We cannot even stand the figurative silence of not being distracted. Left without anything to entertain us, we log onto Facebook or Twitter or Google-+ (well, not that), to engage in virtual conversation. But, again, these aren't conversations about anything, unless 17 things that will change the way you think about cruciferous vegetables is really a topic any more interesting than the gastrointestinal health of your great aunt. And, yet, try to go a day without engaging in them. Try to get students to go fifty-five minutes without checking Facebook or Instagram or Snapchat or Tinder or their text messages. Or watch as parents put an iPad in front of their child at a restaurant.
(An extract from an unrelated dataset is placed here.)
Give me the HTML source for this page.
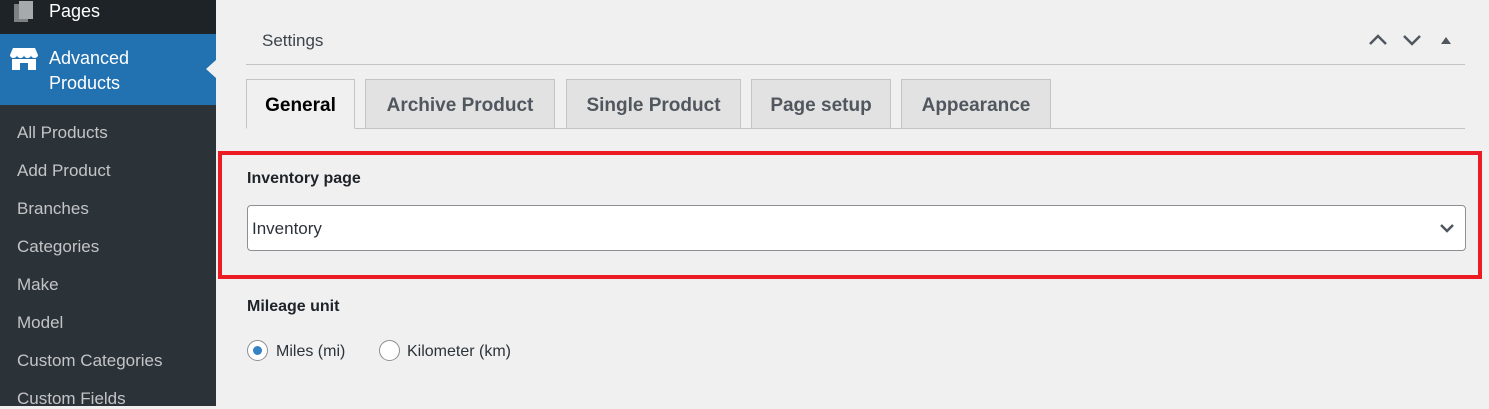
<!DOCTYPE html>
<html><head><meta charset="utf-8"><style>
*{margin:0;padding:0;box-sizing:border-box}
body{width:1489px;height:406px;overflow:hidden;background:#f0f0f1;font-family:"Liberation Sans",sans-serif;position:relative}
.sb{position:absolute;left:0;top:0;width:216px;height:406px;background:#2c3338}
.top{position:absolute;left:0;top:0;width:216px;height:34px;background:#1d2327}
.act{position:absolute;left:0;top:34px;width:216px;height:71px;background:#2271b1}
.arrow{position:absolute;left:206px;top:60px;width:0;height:0;border-top:9px solid transparent;border-bottom:9px solid transparent;border-right:10px solid #f0f0f1}
.t{position:absolute;color:#fff;font-size:18px}
.sub{position:absolute;left:17px;color:#c3c4c7;font-size:17px;line-height:20px}
.hdr{position:absolute;left:262px;top:31px;font-size:17px;color:#3c434a}
.line{position:absolute;left:246px;width:1219px;height:1px;background:#c3c4c7}
.tab{position:absolute;top:79px;height:50px;background:#e2e2e2;border:1px solid #c3c4c7;font-weight:bold;font-size:19px;color:#50575e;text-align:center;line-height:52px}
.tab.a{background:#f0f0f1;color:#000;border-bottom:1px solid #f0f0f1;height:50px}
.red{position:absolute;left:218px;top:151px;width:1264px;height:128px;border:4px solid #ec1c24}
.lbl{position:absolute;left:247px;font-weight:bold;font-size:16px;color:#1d2327}
.sel{position:absolute;left:247px;top:205px;width:1219px;height:46px;background:#fff;border:1px solid #8c8f94;border-radius:4px;font-size:17px;color:#2c3338;padding-left:4px;line-height:46px}
.rad{position:absolute;top:340px;width:21px;height:21px;border:1px solid #8c8f94;border-radius:50%;background:#fff}
.rt{position:absolute;top:341px;font-size:16px;color:#2c3338;line-height:21px}
</style></head><body>
<div class="sb"></div><div class="top"></div><div class="act"></div><div class="arrow"></div>
<svg style="position:absolute;left:14px;top:1px" width="22" height="22" viewBox="0 0 22 22"><rect x="0" y="3" width="14" height="18" fill="#a7aaad" opacity=".7"/><rect x="5" y="0" width="14" height="18" fill="#a7aaad"/></svg>
<div class="t" style="left:49px;top:1px">Pages</div>
<svg style="position:absolute;left:10px;top:48px" width="28" height="22" viewBox="0 0 28 22"><path d="M3 0h22l3 7c0 2-2 3-3.5 3S21 9 21 7c0 2-2 3-3.5 3S14 9 14 7c0 2-2 3-3.5 3S7 9 7 7c0 2-2 3-3.5 3S0 9 0 7z" fill="#fff"/><path d="M2 11h24v11h-8v-7h-8v7H2z" fill="#fff"/></svg>
<div class="t" style="left:49px;top:46px;line-height:25px">Advanced<br>Products</div>
<div class="sub" style="top:123px">All Products</div>
<div class="sub" style="top:161px">Add Product</div>
<div class="sub" style="top:199px">Branches</div>
<div class="sub" style="top:237px">Categories</div>
<div class="sub" style="top:275px">Make</div>
<div class="sub" style="top:313px">Model</div>
<div class="sub" style="top:351px">Custom Categories</div>
<div class="sub" style="top:389px">Custom Fields</div>

<div class="hdr">Settings</div>
<svg style="position:absolute;left:1368px;top:33px" width="90" height="14" viewBox="0 0 90 14"><path d="M2 11l8-8 8 8" stroke="#50575e" stroke-width="2.5" fill="none"/><path d="M36 3l8 8 8-8" stroke="#50575e" stroke-width="2.5" fill="none"/><path d="M73 11l5-7 5 7z" fill="#50575e"/></svg>
<div class="line" style="top:64px"></div>
<div class="line" style="top:128px"></div>
<div class="tab a" style="left:246px;width:109px">General</div>
<div class="tab" style="left:365px;width:190px">Archive Product</div>
<div class="tab" style="left:566px;width:175px">Single Product</div>
<div class="tab" style="left:751px;width:140px">Page setup</div>
<div class="tab" style="left:901px;width:150px">Appearance</div>

<div class="red"></div>
<div class="lbl" style="top:170px">Inventory page</div>
<div class="sel">Inventory</div>
<svg style="position:absolute;left:1439px;top:222px" width="16" height="12" viewBox="0 0 16 12"><path d="M2 3l6 6 6-6" stroke="#50575e" stroke-width="2.5" fill="none"/></svg>
<div class="lbl" style="top:298px">Mileage unit</div>
<div class="rad" style="left:247px"><div style="position:absolute;left:5px;top:5px;width:9px;height:9px;border-radius:50%;background:#3582c4"></div></div>
<div class="rt" style="left:276px">Miles (mi)</div>
<div class="rad" style="left:379px"></div>
<div class="rt" style="left:407px">Kilometer (km)</div>
</body></html>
(Another day, I will have to think about why we prefer these virtual conversations to ones with the real people around us.)
In moments of silence, we are left with nothing more than ourselves and our own thoughts. We are left in a certain kind of solitude. Historically, this was often thought a good thing. Aristotle in the Ethics could think of nothing better than to be allowed just to think, self-sufficiently. Nietzsche in the Genealogy said that ascetics fled to the desert so that they could avoid being distracted and be left alone with their own thoughts, the things they really loved, as an expectant mother loves the child growing in her. But both of these stances require that we like our own thoughts, that we find something interesting and fruitful in them, that we find them to be of value. They require that when we look inside we find something there, and that we are not ashamed of what we find.
If we dread silence, what does this say about our own relationship to ourselves and our thoughts? I fear it means either that we find nothing inside ourselves—that we are the Abyss to ourselves—or that we cannot bear what we do find and so need constantly to be distracted from it. As Simon says in Lord of the Flies, we discover that we are the Beast and we don't want to be left alone with it. Whether we find ourselves boring or terrifying, it cannot be a good sign. And, what else can our dread of silence mean?